Category Descriptive Accounts

Type Publication Account


A granite standing stone, which is situated in a field on the crest of the rising ground to the north of Peathill steading, is reported to be the sole survivor of a circle that was largely cleared in the early 19th century. The stone measures 1m by 0.7m at ground level and 2.1m in height, and an urn was found at its foot some years before 1866 (Name Book, Aberdeenshire, No. 44, p 48). The circle was estimated to have been up to 15m in diameter and the crops apparently grew higher and more luxuriantly on its site (NSA, Aberdeenshire, ix, 744).

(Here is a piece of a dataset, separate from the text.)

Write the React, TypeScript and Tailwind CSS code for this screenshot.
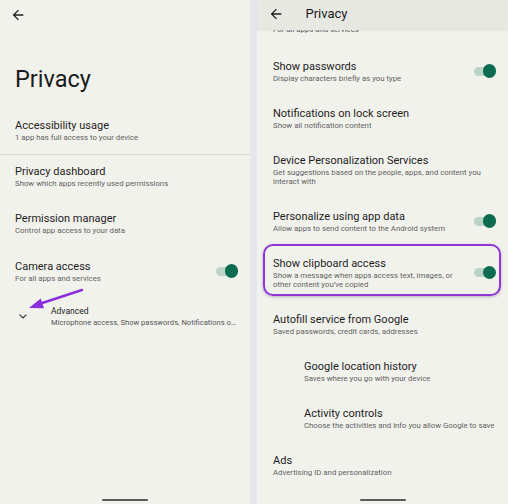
import React from 'react';

const FONT = "font-['Roboto',sans-serif]";

function BackArrow(): JSX.Element {
  return (
    <svg width="16" height="16" viewBox="0 0 24 24" fill="#1f1f1f">
      <path d="M20 11H7.83l5.59-5.59L12 4l-8 8 8 8 1.41-1.41L7.83 13H20v-2z" />
    </svg>
  );
}

function Toggle(): JSX.Element {
  return (
    <div className="relative w-[22px] h-[14px] shrink-0">
      <div className="absolute left-0 top-[2.5px] w-[17px] h-[9px] rounded-full bg-[#bcd3c7]" />
      <div className="absolute right-0 top-0 w-[13.5px] h-[13.5px] rounded-full bg-[#0d6b50]" />
    </div>
  );
}

type RowProps = {
  title: string;
  sub: string[];
  toggle?: boolean;
  className?: string;
  children?: React.ReactNode;
};

function Row({ title, sub, toggle, className = '', children }: RowProps): JSX.Element {
  return (
    <div className={`relative flex items-center pr-[12px] ${className}`}>
      <div className="flex-1 min-w-0">
        <div className="text-[11px] leading-[14px] text-[#1d1d1d]">{title}</div>
        {sub.map((line) => (
          <div key={line} className="text-[7.8px] leading-[9px] text-[#626262] whitespace-nowrap">
            {line}
          </div>
        ))}
      </div>
      {toggle && <Toggle />}
      {children}
    </div>
  );
}

function HomeBar({ className = '' }: { className?: string }): JSX.Element {
  return <div className={`absolute bottom-[3px] h-[2.5px] w-[46px] rounded-full bg-[#5b5b5b] ${className}`} />;
}

function LeftScreen(): JSX.Element {
  return (
    <div className="relative w-[250px] h-[504px] shrink-0 bg-[#f2f2ed] flex flex-col">
      <div className="pt-[6.7px] pl-[10px]">
        <BackArrow />
      </div>
      <div className="mt-[42px] pl-[15px] text-[23.5px] leading-[28px] text-[#1b1b1b]">Privacy</div>

      <Row className="mt-[14.3px] pl-[15px] pt-[12px] pb-[12.4px]" title="Accessibility usage" sub={['1 app has full access to your device']} />
      <div className="h-px bg-[#dadad5]" />
      <Row className="pl-[15px] pt-[9.2px] pb-[12.25px]" title="Privacy dashboard" sub={['Show which apps recently used permissions']} />
      <Row className="pl-[15px] py-[12.25px]" title="Permission manager" sub={['Control app access to your data']} />
      <Row className="pl-[15px] py-[12.25px]" title="Camera access" sub={['For all apps and services']} toggle />

      <div className="mt-[11px] flex items-center">
        <div className="w-[51px] pl-[19px]">
          <svg width="8" height="5" viewBox="0 0 8 5" fill="none" stroke="#333" strokeWidth="1.2">
            <path d="M0.6 0.6 4 4 7.4 0.6" />
          </svg>
        </div>
        <div>
          <div className="text-[8.5px] leading-[10px] text-[#222]">Advanced</div>
          <div className="mt-[2px] text-[7.6px] leading-[9px] text-[#555] whitespace-nowrap">
            Microphone access, Show passwords, Notifications o…
          </div>
        </div>
      </div>

      <svg className="absolute left-0 top-0 pointer-events-none" width="250" height="504">
        <line x1="82" y1="290" x2="40" y2="303.8" stroke="#8a2fdc" strokeWidth="2.5" strokeLinecap="round" />
        <polygon points="29,308 40.7,298.6 44,308.3" fill="#8a2fdc" />
      </svg>

      <HomeBar className="left-[102px]" />
    </div>
  );
}

function RightScreen(): JSX.Element {
  return (
    <div className="relative w-[251px] h-[504px] shrink-0 bg-[#f2f2ed] flex flex-col">
      <div className="h-[30px] shrink-0 bg-[#e8e8e3] flex items-start pt-[5.5px] pl-[11px] shadow-[0_1px_2px_rgba(0,0,0,0.06)] z-10">
        <BackArrow />
        <div className="ml-[21.5px] text-[13px] leading-[16px] text-[#1b1b1b]">Privacy</div>
      </div>

      <div className="flex-1 overflow-hidden flex flex-col">
        <div className="mt-[-5.5px] mb-[14.2px] pl-[16px] text-[7.8px] leading-[9px] text-[#626262]">
          For all apps and services
        </div>
        <Row className="pl-[16px] py-[12px]" title="Show passwords" sub={['Display characters briefly as you type']} toggle />
        <Row className="pl-[16px] py-[12px]" title="Notifications on lock screen" sub={['Show all notification content']} />
        <Row
          className="pl-[16px] py-[12px]"
          title="Device Personalization Services"
          sub={['Get suggestions based on the people, apps, and content you', 'interact with']}
        />
        <Row className="pl-[16px] py-[12px]" title="Personalize using app data" sub={['Allow apps to send content to the Android system']} toggle />
        <Row
          className="pl-[16px] py-[12px]"
          title="Show clipboard access"
          sub={['Show a message when apps access text, images, or', 'other content you’ve copied']}
          toggle
        >
          <div className="absolute left-[6.3px] right-[7.3px] top-[-0.7px] h-[52px] rounded-[10px] border-2 border-[#9035d8] shadow-[0_1px_3px_rgba(80,40,120,0.35)] pointer-events-none" />
        </Row>
        <Row className="pl-[16px] py-[12px]" title="Autofill service from Google" sub={['Saved passwords, credit cards, addresses']} />
        <Row className="pl-[47px] py-[12px]" title="Google location history" sub={['Saves where you go with your device']} />
        <Row className="pl-[47px] py-[12px]" title="Activity controls" sub={['Choose the activities and info you allow Google to save']} />
        <Row className="pl-[16px] py-[12px]" title="Ads" sub={['Advertising ID and personalization']} />
      </div>

      <HomeBar className="left-[103px]" />
    </div>
  );
}

export default function App(): JSX.Element {
  return (
    <div className={`${FONT} w-[508px] h-[504px] flex bg-[#e6e6ee] overflow-hidden`}>
      <LeftScreen />
      <div className="w-[7px] shrink-0 bg-[#e6e6ee]" />
      <RightScreen />
    </div>
  );
}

Elsewhere this observation might have been taken to indicate that the interior was slightly sunken, perhaps another example of a hut-circle misidentified as a stone circle (eg Crookmore App 1.27; Newbigging App 1.67), but in this case the presence of the standing stone indicates that some other explanation is required; possibly there was a band of stonier material around the circumference of the circle to create this contrast. This would in itself imply a more complex monument, but why Alexander Keiller thought it was likely to have been a recumbent stone circle is unknown (1928, 14–15). It may have been no more than his perception of its commanding position, but neither Coles (1902, 506–8) nor James Ritchie shared this view (1917, 38) and there is no record of a recumbent here in any of the earlier accounts.